If your metrics from Insights exceed the specified threshold value, then an alert will be triggered when the check runs:

InfluxDB Check Statuses page showing threshold exceeded

Depending on your use case, you can then configure notification triggers for email, Slack, PagerDuty, or other notification systems, and your suggested actions might include retraining and publishing a new version of a model, rolling back to an older version of a model, or other actions to mitigate model risk.

Example: Integrating model performance metric notifications with Slack

InfluxDB allows you to create notification endpoints and rules that connect to and send alerts to third-party services such as Slack, PagerDuty, or a custom HTTP endpoint.

In this example, we’ll walk through the steps to create a new notification in InfluxDB that sends an alert to a Slack channel when your metrics from Insights exceed the specified threshold value.

Follow the steps in the Slack documentation to configure a new Slack app, enable Incoming Webhooks, and create a new Incoming Webhook URL. Save the Incoming Webhook URL for later use in the following steps.
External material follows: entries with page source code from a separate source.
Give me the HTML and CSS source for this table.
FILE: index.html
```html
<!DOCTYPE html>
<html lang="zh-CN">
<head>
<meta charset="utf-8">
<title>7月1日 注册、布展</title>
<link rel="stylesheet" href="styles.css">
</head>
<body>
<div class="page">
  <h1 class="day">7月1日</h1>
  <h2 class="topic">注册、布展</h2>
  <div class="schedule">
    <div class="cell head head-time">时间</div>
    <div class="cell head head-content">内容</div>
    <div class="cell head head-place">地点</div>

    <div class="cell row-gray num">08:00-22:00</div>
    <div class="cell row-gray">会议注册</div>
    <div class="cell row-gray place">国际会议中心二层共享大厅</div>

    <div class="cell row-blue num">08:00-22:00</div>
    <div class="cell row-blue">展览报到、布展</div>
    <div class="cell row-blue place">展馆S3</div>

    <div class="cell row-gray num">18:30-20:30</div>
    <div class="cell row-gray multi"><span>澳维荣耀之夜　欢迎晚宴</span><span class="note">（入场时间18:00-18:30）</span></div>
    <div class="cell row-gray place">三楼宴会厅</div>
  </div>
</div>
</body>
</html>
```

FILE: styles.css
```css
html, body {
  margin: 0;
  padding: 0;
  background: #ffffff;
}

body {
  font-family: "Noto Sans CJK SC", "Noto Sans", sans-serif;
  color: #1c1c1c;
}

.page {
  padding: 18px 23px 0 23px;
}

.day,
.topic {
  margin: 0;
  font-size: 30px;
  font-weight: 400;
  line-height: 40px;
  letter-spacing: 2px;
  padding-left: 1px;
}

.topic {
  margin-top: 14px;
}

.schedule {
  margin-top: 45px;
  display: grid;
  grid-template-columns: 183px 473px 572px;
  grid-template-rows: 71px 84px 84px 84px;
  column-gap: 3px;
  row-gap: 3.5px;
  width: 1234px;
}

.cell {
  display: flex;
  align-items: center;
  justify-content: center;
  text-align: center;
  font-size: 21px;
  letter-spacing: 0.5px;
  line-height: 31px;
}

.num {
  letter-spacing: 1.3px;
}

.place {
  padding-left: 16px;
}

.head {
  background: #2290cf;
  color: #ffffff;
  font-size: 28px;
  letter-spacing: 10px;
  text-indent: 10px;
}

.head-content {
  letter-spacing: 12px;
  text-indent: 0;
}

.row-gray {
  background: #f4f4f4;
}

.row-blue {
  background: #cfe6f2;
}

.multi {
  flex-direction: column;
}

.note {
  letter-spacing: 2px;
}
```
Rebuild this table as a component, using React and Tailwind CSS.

From the Alerts page in InfluxDB, click on the Notification Endpoints tab:

InfluxDB Alerts page, Notification Endpoints tab

Click on the Create button, then configure your Notification Endpoint as follows:

  1. Choose Slack as the Destination
  2. Specify a Name
  3. Paste the Incoming Webhook URL that you generated from Slack earlier.

When finished, click on the Create Notification Endpoint button:

InfluxDB create notification endpoint modal

From the Alerts page in InfluxDB, click on the Notification Rules tab:

InfluxDB Alerts page, Notification Rules tab

Click on the Create button, then configure your Notification Rule as follows:

  1. Specify a Name
  2. Choose an interval under Schedule Every

When finished, click on the Create Notification Rule button:

InfluxDB create notification modal

If your metrics from Insights exceed the specified threshold value, then an alert will be triggered when the check runs, and InfluxDB will send an alert to the configured Slack channel, where you can take further action:

Slack channel with InfluxDB notification

Upon receiving an alert in Slack, you could then retrain and publish a new version of a model, roll back to an older version of a model, or take other actions in Algorithmia to mitigate model risk.

Summary

Algorithmia Insights makes it easy to monitor and alert on model performance metrics by integrating with popular observability platforms such as InfluxDB. The examples and use cases described in this post demonstrate how you can develop dashboards and alerts to monitor model performance metrics in production systems across your entire model catalog.

You can use this integration and the examples described here to create initial dashboards and alerts, then implement additional monitoring functionality such as custom notifications, scheduled tasks, third-party integrations, and other capabilities from InfluxDB. Get started with the Algorithmia-InfluxDB integration by visiting the integration page on InfluxDB and following the documented steps.